**Prompt**
Write the data out again exactly, dropping any images it holds.
------
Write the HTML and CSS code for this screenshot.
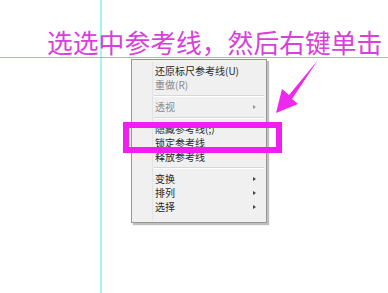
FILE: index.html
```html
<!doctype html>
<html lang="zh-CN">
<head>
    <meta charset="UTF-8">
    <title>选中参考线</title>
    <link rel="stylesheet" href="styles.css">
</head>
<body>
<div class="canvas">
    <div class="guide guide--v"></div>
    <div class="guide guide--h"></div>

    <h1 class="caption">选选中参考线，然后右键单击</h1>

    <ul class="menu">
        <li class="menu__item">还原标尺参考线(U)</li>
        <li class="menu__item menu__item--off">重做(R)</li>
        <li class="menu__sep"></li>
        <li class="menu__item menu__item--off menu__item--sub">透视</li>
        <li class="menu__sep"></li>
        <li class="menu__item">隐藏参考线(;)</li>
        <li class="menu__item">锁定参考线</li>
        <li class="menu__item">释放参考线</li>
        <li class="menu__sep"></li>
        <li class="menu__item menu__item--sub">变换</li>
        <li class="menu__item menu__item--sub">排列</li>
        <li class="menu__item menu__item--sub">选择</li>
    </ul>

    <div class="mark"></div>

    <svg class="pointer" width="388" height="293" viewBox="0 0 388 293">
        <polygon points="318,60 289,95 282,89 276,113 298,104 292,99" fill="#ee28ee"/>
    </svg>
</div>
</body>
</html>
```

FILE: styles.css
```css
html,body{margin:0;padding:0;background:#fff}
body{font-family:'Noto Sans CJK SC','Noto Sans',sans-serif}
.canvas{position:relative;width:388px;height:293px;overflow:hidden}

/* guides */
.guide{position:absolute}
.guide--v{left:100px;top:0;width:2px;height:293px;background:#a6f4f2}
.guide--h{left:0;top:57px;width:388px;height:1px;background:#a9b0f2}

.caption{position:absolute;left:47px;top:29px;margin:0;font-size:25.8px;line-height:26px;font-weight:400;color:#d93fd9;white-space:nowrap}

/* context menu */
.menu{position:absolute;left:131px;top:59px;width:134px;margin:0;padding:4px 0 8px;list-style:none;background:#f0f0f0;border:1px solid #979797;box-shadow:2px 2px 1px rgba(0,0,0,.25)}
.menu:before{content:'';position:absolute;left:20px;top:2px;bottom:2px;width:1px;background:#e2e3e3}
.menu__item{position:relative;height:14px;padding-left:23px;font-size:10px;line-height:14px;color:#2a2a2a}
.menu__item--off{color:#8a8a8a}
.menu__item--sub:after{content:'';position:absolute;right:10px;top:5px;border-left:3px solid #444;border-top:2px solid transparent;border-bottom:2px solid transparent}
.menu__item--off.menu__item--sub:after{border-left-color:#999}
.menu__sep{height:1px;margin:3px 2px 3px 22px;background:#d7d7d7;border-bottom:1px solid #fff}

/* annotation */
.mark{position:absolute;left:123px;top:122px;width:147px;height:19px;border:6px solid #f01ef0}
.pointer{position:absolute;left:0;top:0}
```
------
**The completed task**
Write the HTML and CSS code for this screenshot.
FILE: index.html
```html
<!doctype html>
<html lang="zh-CN">
<head>
    <meta charset="UTF-8">
    <title>选中参考线</title>
    <link rel="stylesheet" href="styles.css">
</head>
<body>
<div class="canvas">
    <div class="guide guide--v"></div>
    <div class="guide guide--h"></div>

    <h1 class="caption">选选中参考线，然后右键单击</h1>

    <ul class="menu">
        <li class="menu__item">还原标尺参考线(U)</li>
        <li class="menu__item menu__item--off">重做(R)</li>
        <li class="menu__sep"></li>
        <li class="menu__item menu__item--off menu__item--sub">透视</li>
        <li class="menu__sep"></li>
        <li class="menu__item">隐藏参考线(;)</li>
        <li class="menu__item">锁定参考线</li>
        <li class="menu__item">释放参考线</li>
        <li class="menu__sep"></li>
        <li class="menu__item menu__item--sub">变换</li>
        <li class="menu__item menu__item--sub">排列</li>
        <li class="menu__item menu__item--sub">选择</li>
    </ul>

    <div class="mark"></div>

    <svg class="pointer" width="388" height="293" viewBox="0 0 388 293">
        <polygon points="318,60 289,95 282,89 276,113 298,104 292,99" fill="#ee28ee"/>
    </svg>
</div>
</body>
</html>
```

FILE: styles.css
```css
html,body{margin:0;padding:0;background:#fff}
body{font-family:'Noto Sans CJK SC','Noto Sans',sans-serif}
.canvas{position:relative;width:388px;height:293px;overflow:hidden}

/* guides */
.guide{position:absolute}
.guide--v{left:100px;top:0;width:2px;height:293px;background:#a6f4f2}
.guide--h{left:0;top:57px;width:388px;height:1px;background:#a9b0f2}

.caption{position:absolute;left:47px;top:29px;margin:0;font-size:25.8px;line-height:26px;font-weight:400;color:#d93fd9;white-space:nowrap}

/* context menu */
.menu{position:absolute;left:131px;top:59px;width:134px;margin:0;padding:4px 0 8px;list-style:none;background:#f0f0f0;border:1px solid #979797;box-shadow:2px 2px 1px rgba(0,0,0,.25)}
.menu:before{content:'';position:absolute;left:20px;top:2px;bottom:2px;width:1px;background:#e2e3e3}
.menu__item{position:relative;height:14px;padding-left:23px;font-size:10px;line-height:14px;color:#2a2a2a}
.menu__item--off{color:#8a8a8a}
.menu__item--sub:after{content:'';position:absolute;right:10px;top:5px;border-left:3px solid #444;border-top:2px solid transparent;border-bottom:2px solid transparent}
.menu__item--off.menu__item--sub:after{border-left-color:#999}
.menu__sep{height:1px;margin:3px 2px 3px 22px;background:#d7d7d7;border-bottom:1px solid #fff}

/* annotation */
.mark{position:absolute;left:123px;top:122px;width:147px;height:19px;border:6px solid #f01ef0}
.pointer{position:absolute;left:0;top:0}
```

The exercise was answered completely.